Ron Alsbury and I studied the same Book of Mormon.  This is what we were taught (the scripture included is from the Book of Mormon):  In the “Book of Mormon” dark skin is a sign of God’s curse, while white skin is a sign of his blessing.  The book tells of a conflict between two lost tribes of Israel, the Lamanites ( dark skin, text added) and the Nephites (white skin, text added), who journeyed to the New World and made their home in Mesoamerica.  The Lamanites sinned against God, and “because of their iniquity…the Lord God did cause a skin of blackness to come upon them” (2 Nephi 5:21).   According to Church doctrine the Lamanites are the forefather of the Native American Indians. Church Apostle Spencer Kimble, in a general conference meeting, said that Native Americans who converted to Mormonism were gradually becoming lighter skinned.
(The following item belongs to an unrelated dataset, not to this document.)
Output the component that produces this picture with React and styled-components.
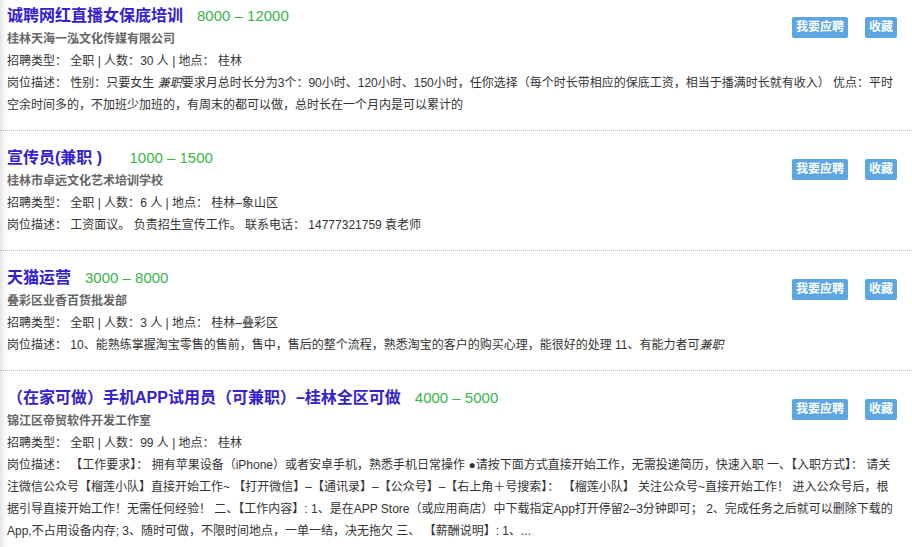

The Book of Mormon tells of a great war between the Lamanites and the Nephites in approximately 400 AD and the Lamanites (dark skin) killed all the Nephites (white skin).  2  Nephi 5:24 “And because of their cursing…they did become an idle people, full of mischief and subtlety, and did seek in the wilderness for beasts of prey.  Enos 1:20 “The Lamanites…were led by their evil nature that they became wild, and ferocious, and a bloodthirsty people, full of idolatry and filthiness, feeding upon beasts; dwelling in tents and wandering about in the wilderness with a short girdle about their loins and their heads shaven, and their skill was in the bow, and in the cimeter, and the ax.  And many of them did eat nothing save it was raw meat; and they were continually seeking to destroy us.”  Alma 17:13-14 “And it came to pass when they had arrived in the borders of the land of the Lamanites, that they separated themselves and departed one from another, trusting in the Lord that they should meet again at the close of the harvest, for they supposed that great was the work which they had undertaken.  And assuredly it was great, for they had undertaken to preach the word of God to a wild and a hardened and a ferocious people; a people who delighted in murdering the Nephites and robbing and plundering them; and their hearts were set upon riches or upon gold and silver, and precious stones; yet they sought to obtain these things by murdering and plundering, that they might not labor for them with their own hands.”  This is what Ron Alsbury learned about the Lamanites aka the Native Americans.  This is from a sacred text strictly adhered to by members of The Church of Jesus Christ of Latter Day Saints.

Let’s look at Ron Alsbury’s statisics while he was Probation and Parole Bureau Chief.  Ron Alsbury was Bureau Chief of Montana Probation and Parole from 2003 – 2015.  Let’s look at his statistics: From FY2009-2015 the raw increase of Parole violations was 241%.  The American Indian population accounts for an astounding  27% of the 241% increase. (see Montana Dept of Justice Arrest Data, FY2009-FY2015)  In 2003, the year Alsbury took reign, there was an immediate increase of 8% male return rate to prison (from 39% to 47%)  and an astounding 11% increase of recidivism rate (from 38% to 49%).  This is one year!!  ( see Montana Commission on Sentencing, March 2016)

I find it preposterous to believe that Ron Alsbury’s staunch belief and strict adherence to the sacred text of the Book of Mormon has anything to do with the astounding recidivism rate and probation and parole violations of the Native American population.

Montana need look no further than the statistics of Ron Alsbury.  Perhaps we need to take another look at Homeland Terrorism.